Dude, Where’s My Union

Dude, Where’s My Union

UAW Drive Succumbs to Right-Wing Media Blitz

Last week the United Auto Workers union came up short in the election to decide on wether they would represent workers at the Volkswagen plant in Chattanooga, TN.

Had they won the workers would have been the first unionized VW employees in the United States and an important inroad for the union movement would have been forged in the South.

Back in September, Volkswagen had issued a letter pledging not to oppose the union effort and CEO Frank Fischer asserted the company, “…is committed to neutrality and calls upon all third parties to honor the principle of neutrality.”

Often companies bitterly fight attempts by workers to seek union protections, so VW’s attitude of acceptance generated optimism that the way was cleared for a historic result for labor in Chattanooga.

However, the final count showed out of 1338 eligible voters, 626 cast votes in favor and 712 against with 147 not participating.

What went wrong?

There has been much attention on the threats issued by Sen Corker and state GOP politicians that a ‘yes’ vote for the union would mean a cut off of state subsidies to VW and cause a steering of new jobs away from the state, a claim strongly denied by the company itself.

Not as much focus has been given to the media amplification machine that was ginned up in the weeks before the vote to poison public opinion against unionization at VW in Chattanooga.

This artificial “echo chamber” played on the decades long smear, demonization and scapegoating of unions by right-wing media voices. 

RWM vs. Labor Media

Documents reveal that Chattanooga was turned into a microcosm of what the right-wing media machine has worked to create in the culture overall; a closed circuit of misleading and biased misinformation, along with emotionalized false narratives to short-circuit rational deliberation. 

Last week we talked about “Astro-turfing,” the propaganda-driven efforts of big money shadow groups to manipulate opinion and emotion toward their agenda.

After all, when your proposals are all about serving the very few at the economic top no matter what that means to everyone else, you need a massive effort to convince (deceive) people to join your cause.

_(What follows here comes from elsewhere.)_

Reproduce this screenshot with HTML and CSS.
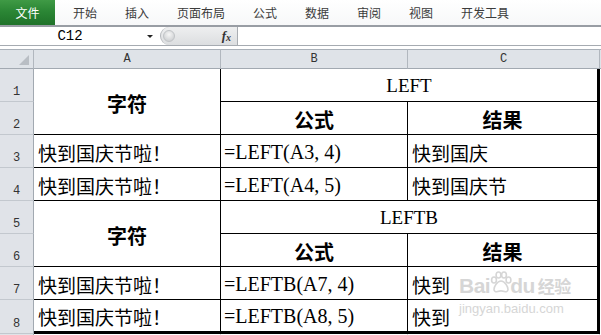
FILE: index.html
```html
<!DOCTYPE html>
<html lang="zh-CN">
<head>
    <meta charset="UTF-8">
    <title>LEFT 与 LEFTB</title>
    <link rel="stylesheet" href="styles.css">
</head>
<body>
    <div class="ribbon">
        <div class="file-tab">文件</div>
        <div class="tab">开始</div>
        <div class="tab">插入</div>
        <div class="tab">页面布局</div>
        <div class="tab">公式</div>
        <div class="tab">数据</div>
        <div class="tab">审阅</div>
        <div class="tab">视图</div>
        <div class="tab">开发工具</div>
    </div>

    <div class="formula-bar">
        <div class="name-box">
            <span class="name">C12</span>
            <span class="arrow"></span>
        </div>
        <div class="fx-box">
            <span class="grip"></span>
            <span class="fx">f<sub>x</sub></span>
        </div>
        <div class="formula-input"></div>
    </div>

    <div class="sheet">
        <div class="corner">
            <svg width="10" height="10" viewBox="0 0 10 10"><polygon points="10,0 10,10 0,10" fill="#b9bec4"/></svg>
        </div>
        <div class="col-head">A</div>
        <div class="col-head">B</div>
        <div class="col-head">C</div>
        <div class="col-head fill"></div>

        <div class="row-head">1</div>
        <div class="cell title two-rows">字符</div>
        <div class="cell latin-head two-cols edge">LEFT</div>
        <div class="fill"></div>

        <div class="row-head">2</div>
        <div class="cell title">公式</div>
        <div class="cell title edge">结果</div>
        <div class="fill"></div>

        <div class="row-head">3</div>
        <div class="cell">快到国庆节啦！</div>
        <div class="cell formula">=LEFT(A3, 4)</div>
        <div class="cell edge">快到国庆</div>
        <div class="fill"></div>

        <div class="row-head">4</div>
        <div class="cell">快到国庆节啦！</div>
        <div class="cell formula">=LEFT(A4, 5)</div>
        <div class="cell edge">快到国庆节</div>
        <div class="fill"></div>

        <div class="row-head">5</div>
        <div class="cell title two-rows">字符</div>
        <div class="cell latin-head two-cols edge">LEFTB</div>
        <div class="fill"></div>

        <div class="row-head">6</div>
        <div class="cell title">公式</div>
        <div class="cell title edge">结果</div>
        <div class="fill"></div>

        <div class="row-head">7</div>
        <div class="cell">快到国庆节啦！</div>
        <div class="cell formula">=LEFTB(A7, 4)</div>
        <div class="cell edge">快到</div>
        <div class="fill"></div>

        <div class="row-head">8</div>
        <div class="cell bottom">快到国庆节啦！</div>
        <div class="cell formula bottom">=LEFTB(A8, 5)</div>
        <div class="cell edge bottom">快到</div>
        <div class="fill"></div>

        <div class="row-head"></div>
        <div class="blank"></div>
        <div class="blank"></div>
        <div class="blank"></div>
        <div class="fill"></div>

        <!-- watermark -->
        <div class="watermark">
            <div class="wm-logo">Bai<svg width="22" height="22" viewBox="0 0 22 22"><g fill="none" stroke="#d6d6d6" stroke-width="1.6"><ellipse cx="4" cy="9" rx="2.4" ry="3"/><ellipse cx="8.5" cy="4" rx="2.4" ry="3"/><ellipse cx="14" cy="4" rx="2.4" ry="3"/><ellipse cx="18.5" cy="9" rx="2.4" ry="3"/><path d="M11 10c-4 0-7 6-7 8.5 0 2 2 2.5 3.5 2 1.5-.4 2.5-.6 3.5-.6s2 .2 3.5.6c1.5.5 3.5 0 3.5-2 0-2.5-3-8.5-7-8.5z"/></g></svg>du<span class="wm-cn">经验</span></div>
            <div class="wm-url">jingyan.baidu.com</div>
        </div>
    </div>
</body>
</html>
```

FILE: styles.css
```css
body {
    margin: 0;
    width: 601px;
    height: 335px;
    overflow: hidden;
    background-color: #fff;
    font-family: "Noto Sans CJK SC", sans-serif;
}
.ribbon {
    display: flex;
    height: 25px;
    background: linear-gradient(#ffffff, #f7f8f9);
    border-bottom: 2px solid #989da4;
}
.file-tab {
    width: 55px;
    height: 25px;
    background: linear-gradient(#3f9a45, #2b8635 45%, #1f7229);
    color: #fff;
    font-size: 12px;
    line-height: 25px;
    text-align: center;
    margin-right: 4px;
}
.tab {
    padding: 0 14px;
    font-size: 12px;
    line-height: 25px;
    color: #3b3b3b;
}
.formula-bar {
    display: flex;
    height: 18px;
    border-bottom: 1px solid #a6abb1;
    margin-bottom: 3px;
}
.name-box {
    width: 158px;
    display: flex;
    align-items: center;
}
.name {
    width: 140px;
    text-align: center;
    font-family: "Liberation Mono", monospace;
    font-size: 14px;
    color: #000;
}
.arrow {
    width: 0;
    height: 0;
    border-left: 3px solid transparent;
    border-right: 3px solid transparent;
    border-top: 3px solid #222;
    margin-left: 7px;
}
.fx-box {
    width: 76px;
    margin-left: 2px;
    display: flex;
    align-items: center;
    justify-content: space-between;
    background: linear-gradient(#eeeff0, #dcdee0);
    border-left: 1px solid #b4b7bb;
    border-right: 1px solid #a9adb2;
    border-radius: 9px 0 0 9px;
}
.grip {
    width: 10px;
    height: 10px;
    border-radius: 50%;
    margin-left: 2px;
    background: radial-gradient(circle at 50% 35%, #f6f6f6, #c4c7ca);
    border: 1px solid #c0c3c6;
}
.fx {
    font-family: "Liberation Serif", serif;
    font-style: italic;
    font-weight: bold;
    font-size: 13px;
    color: #333;
    margin-right: 6px;
}
.fx sub {
    font-size: 10px;
    vertical-align: -1px;
}
.formula-input {
    flex: 1;
}
.sheet {
    position: relative;
    display: grid;
    grid-template-columns: 34px 187px 187px 192px 1fr;
    grid-template-rows: 20px repeat(7, 33px) 34px 1fr;
    height: 286px;
    overflow: hidden;
}
.sheet > div {
    box-sizing: border-box;
}
.corner,
.col-head {
    background-color: #dfe3e8;
    border-top: 1px solid #a9b0b8;
    border-bottom: 1px solid #a2a9b1;
    border-right: 1px solid #b1b7be;
}
.corner {
    display: flex;
    align-items: flex-end;
    justify-content: flex-end;
    padding: 0 4px 3px 0;
}
.corner svg {
    display: block;
}
.col-head {
    font-family: "Liberation Mono", monospace;
    font-size: 12px;
    color: #333;
    text-align: center;
    line-height: 18px;
}
.col-head.fill {
    border-right: none;
}
.row-head {
    background-color: #e0e3e8;
    border-right: 1px solid #a2a9b1;
    border-bottom: 1px solid #c3c8ce;
    font-family: "Liberation Mono", monospace;
    font-size: 12px;
    color: #333;
    display: flex;
    align-items: flex-end;
    justify-content: center;
    padding-bottom: 2px;
}
.cell {
    border-right: 1px solid #000;
    border-bottom: 1px solid #000;
    font-size: 19px;
    color: #000;
    display: flex;
    align-items: center;
    padding: 2px 0 0 4px;
    white-space: nowrap;
}
.cell.edge {
    border-right: 3px solid #000;
}
.cell.bottom {
    border-bottom: 3px solid #000;
}
.title {
    font-size: 20px;
    font-weight: bold;
    justify-content: center;
    padding: 3px 0 0;
}
.latin-head {
    font-family: "Liberation Serif", serif;
    font-size: 19px;
    justify-content: center;
    padding: 1px 0 0;
}
.formula {
    font-family: "Liberation Serif", serif;
    font-size: 20px;
    padding-left: 3px;
}
.two-rows {
    grid-row: span 2;
}
.two-cols {
    grid-column: span 2;
}
.blank {
    border-right: 1px solid #dadcdd;
}
.watermark {
    position: absolute;
    left: 459px;
    top: 222px;
    color: #d6d6d6;
    font-family: "Liberation Sans", sans-serif;
    text-shadow: 0 0 1px #fff;
}
.wm-logo {
    display: flex;
    align-items: flex-end;
    font-size: 21px;
    font-weight: bold;
    line-height: 22px;
    letter-spacing: -0.5px;
}
.wm-logo svg {
    margin: 0 -2px 4px 0;
}
.wm-cn {
    font-family: "Noto Sans CJK SC", sans-serif;
    font-size: 17px;
    margin-left: 3px;
}
.wm-url {
    font-size: 13px;
    margin-top: 4px;
}
```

And indeed, Grover Norquist of the far-right Americans for Tax Reform produced just such a campaign in Tenn by channeling funding to an Orwellianly named front group: Center for Worker Freedom.

It was understood that with the company not opposing, there would need to be an intense outside push to defeat the union.

Norquist, working with an outside anti-union paid “consultant, generated numerous anti-UAW news hits which were pushed into local and national media.

A dozen billboards in the city displayed messages including “United Obama Workers” to inject partisan politics and race into the atmosphere.

But none of this had to be conjured out of thin air. 

The point is there is already in existence an intense right-wing media infrastructure from pervasive local and national talk radio to Fox “News” to so-called “think tanks” like Heritage and Cato.

This amounts to a nonstop, union-busting propaganda campaign beamed into cars and homes 24 hours a day every day of the year for decades now.

All Norquist and associates had to do was hyper-activate this machine for the specifics of the VW fight.

Like the larger right-wing media movement, they used rhetoric and propaganda to cynically manipulate public sentiment for purely financial and ideological goals, with no regard for truth or the consequences of their divisive, scorched-earth tactics.

Just think alone of the capability to have Senator Corker’s false, fear mongering message repeated by accommodating mass media, until it saturated the local debate with mind numbing anxiety.

Psychologists warn of the “Illusion of Truth” created when a message is absorbed over and over, especially when triggering emotional vulnerability like fear or anxiety.

As we do the post-mortem and analysis of the union loss in TN, lets be sure to look the ponderous pachyderm of pervasive propaganda squarely in the eye.